[Start SOURCE MATERIAL]

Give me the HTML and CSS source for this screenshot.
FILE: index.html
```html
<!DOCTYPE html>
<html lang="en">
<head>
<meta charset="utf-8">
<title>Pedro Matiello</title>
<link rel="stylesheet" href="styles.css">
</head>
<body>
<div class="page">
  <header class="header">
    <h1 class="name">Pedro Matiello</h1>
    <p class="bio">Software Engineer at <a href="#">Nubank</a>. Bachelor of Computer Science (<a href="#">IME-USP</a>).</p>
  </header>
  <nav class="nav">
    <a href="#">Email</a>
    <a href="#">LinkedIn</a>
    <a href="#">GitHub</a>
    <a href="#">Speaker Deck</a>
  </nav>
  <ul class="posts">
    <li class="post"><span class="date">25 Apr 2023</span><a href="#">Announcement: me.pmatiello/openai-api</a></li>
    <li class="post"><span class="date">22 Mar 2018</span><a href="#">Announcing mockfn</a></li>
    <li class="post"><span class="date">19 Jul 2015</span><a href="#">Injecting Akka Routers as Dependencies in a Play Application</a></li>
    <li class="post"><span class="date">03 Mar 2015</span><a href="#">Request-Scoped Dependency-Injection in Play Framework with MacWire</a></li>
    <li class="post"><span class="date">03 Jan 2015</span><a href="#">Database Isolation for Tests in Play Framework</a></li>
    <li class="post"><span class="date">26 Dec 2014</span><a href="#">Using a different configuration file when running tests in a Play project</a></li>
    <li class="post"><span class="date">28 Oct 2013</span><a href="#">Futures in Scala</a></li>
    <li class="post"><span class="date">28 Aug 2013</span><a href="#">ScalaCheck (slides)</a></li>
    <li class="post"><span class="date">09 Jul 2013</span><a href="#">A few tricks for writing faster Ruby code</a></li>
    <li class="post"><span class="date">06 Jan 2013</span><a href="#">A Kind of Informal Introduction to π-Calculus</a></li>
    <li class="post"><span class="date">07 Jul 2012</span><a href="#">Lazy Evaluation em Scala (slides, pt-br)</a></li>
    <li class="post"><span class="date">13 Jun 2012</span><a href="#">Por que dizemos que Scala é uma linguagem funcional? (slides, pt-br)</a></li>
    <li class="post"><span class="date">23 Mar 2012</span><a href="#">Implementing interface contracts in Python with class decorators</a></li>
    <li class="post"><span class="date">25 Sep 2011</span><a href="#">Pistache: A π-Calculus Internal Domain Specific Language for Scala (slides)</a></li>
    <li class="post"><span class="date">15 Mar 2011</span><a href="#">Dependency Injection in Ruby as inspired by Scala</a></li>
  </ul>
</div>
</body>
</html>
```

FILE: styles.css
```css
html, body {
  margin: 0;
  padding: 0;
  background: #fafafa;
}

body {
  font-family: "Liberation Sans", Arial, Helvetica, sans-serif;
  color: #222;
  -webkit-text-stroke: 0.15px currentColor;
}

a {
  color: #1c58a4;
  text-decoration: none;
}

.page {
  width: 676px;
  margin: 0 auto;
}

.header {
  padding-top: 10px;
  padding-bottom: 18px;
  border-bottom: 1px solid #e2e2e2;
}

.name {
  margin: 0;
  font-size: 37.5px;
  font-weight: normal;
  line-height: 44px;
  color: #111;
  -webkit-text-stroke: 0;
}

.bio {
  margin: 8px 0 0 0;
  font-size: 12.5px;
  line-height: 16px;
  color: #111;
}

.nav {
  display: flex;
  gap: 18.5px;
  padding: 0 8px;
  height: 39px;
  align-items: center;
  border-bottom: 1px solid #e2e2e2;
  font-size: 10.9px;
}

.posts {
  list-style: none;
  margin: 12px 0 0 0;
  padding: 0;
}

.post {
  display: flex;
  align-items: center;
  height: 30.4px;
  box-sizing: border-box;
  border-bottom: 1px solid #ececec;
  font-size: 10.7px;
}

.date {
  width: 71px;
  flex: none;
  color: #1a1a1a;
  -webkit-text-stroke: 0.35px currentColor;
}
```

[End SOURCE MATERIAL]

PROBLEM: All of the material above needs to be retyped word for word.

TASK ANSWER:
Give me the HTML and CSS source for this screenshot.
FILE: index.html
```html
<!DOCTYPE html>
<html lang="en">
<head>
<meta charset="utf-8">
<title>Pedro Matiello</title>
<link rel="stylesheet" href="styles.css">
</head>
<body>
<div class="page">
  <header class="header">
    <h1 class="name">Pedro Matiello</h1>
    <p class="bio">Software Engineer at <a href="#">Nubank</a>. Bachelor of Computer Science (<a href="#">IME-USP</a>).</p>
  </header>
  <nav class="nav">
    <a href="#">Email</a>
    <a href="#">LinkedIn</a>
    <a href="#">GitHub</a>
    <a href="#">Speaker Deck</a>
  </nav>
  <ul class="posts">
    <li class="post"><span class="date">25 Apr 2023</span><a href="#">Announcement: me.pmatiello/openai-api</a></li>
    <li class="post"><span class="date">22 Mar 2018</span><a href="#">Announcing mockfn</a></li>
    <li class="post"><span class="date">19 Jul 2015</span><a href="#">Injecting Akka Routers as Dependencies in a Play Application</a></li>
    <li class="post"><span class="date">03 Mar 2015</span><a href="#">Request-Scoped Dependency-Injection in Play Framework with MacWire</a></li>
    <li class="post"><span class="date">03 Jan 2015</span><a href="#">Database Isolation for Tests in Play Framework</a></li>
    <li class="post"><span class="date">26 Dec 2014</span><a href="#">Using a different configuration file when running tests in a Play project</a></li>
    <li class="post"><span class="date">28 Oct 2013</span><a href="#">Futures in Scala</a></li>
    <li class="post"><span class="date">28 Aug 2013</span><a href="#">ScalaCheck (slides)</a></li>
    <li class="post"><span class="date">09 Jul 2013</span><a href="#">A few tricks for writing faster Ruby code</a></li>
    <li class="post"><span class="date">06 Jan 2013</span><a href="#">A Kind of Informal Introduction to π-Calculus</a></li>
    <li class="post"><span class="date">07 Jul 2012</span><a href="#">Lazy Evaluation em Scala (slides, pt-br)</a></li>
    <li class="post"><span class="date">13 Jun 2012</span><a href="#">Por que dizemos que Scala é uma linguagem funcional? (slides, pt-br)</a></li>
    <li class="post"><span class="date">23 Mar 2012</span><a href="#">Implementing interface contracts in Python with class decorators</a></li>
    <li class="post"><span class="date">25 Sep 2011</span><a href="#">Pistache: A π-Calculus Internal Domain Specific Language for Scala (slides)</a></li>
    <li class="post"><span class="date">15 Mar 2011</span><a href="#">Dependency Injection in Ruby as inspired by Scala</a></li>
  </ul>
</div>
</body>
</html>
```

FILE: styles.css
```css
html, body {
  margin: 0;
  padding: 0;
  background: #fafafa;
}

body {
  font-family: "Liberation Sans", Arial, Helvetica, sans-serif;
  color: #222;
  -webkit-text-stroke: 0.15px currentColor;
}

a {
  color: #1c58a4;
  text-decoration: none;
}

.page {
  width: 676px;
  margin: 0 auto;
}

.header {
  padding-top: 10px;
  padding-bottom: 18px;
  border-bottom: 1px solid #e2e2e2;
}

.name {
  margin: 0;
  font-size: 37.5px;
  font-weight: normal;
  line-height: 44px;
  color: #111;
  -webkit-text-stroke: 0;
}

.bio {
  margin: 8px 0 0 0;
  font-size: 12.5px;
  line-height: 16px;
  color: #111;
}

.nav {
  display: flex;
  gap: 18.5px;
  padding: 0 8px;
  height: 39px;
  align-items: center;
  border-bottom: 1px solid #e2e2e2;
  font-size: 10.9px;
}

.posts {
  list-style: none;
  margin: 12px 0 0 0;
  padding: 0;
}

.post {
  display: flex;
  align-items: center;
  height: 30.4px;
  box-sizing: border-box;
  border-bottom: 1px solid #ececec;
  font-size: 10.7px;
}

.date {
  width: 71px;
  flex: none;
  color: #1a1a1a;
  -webkit-text-stroke: 0.35px currentColor;
}
```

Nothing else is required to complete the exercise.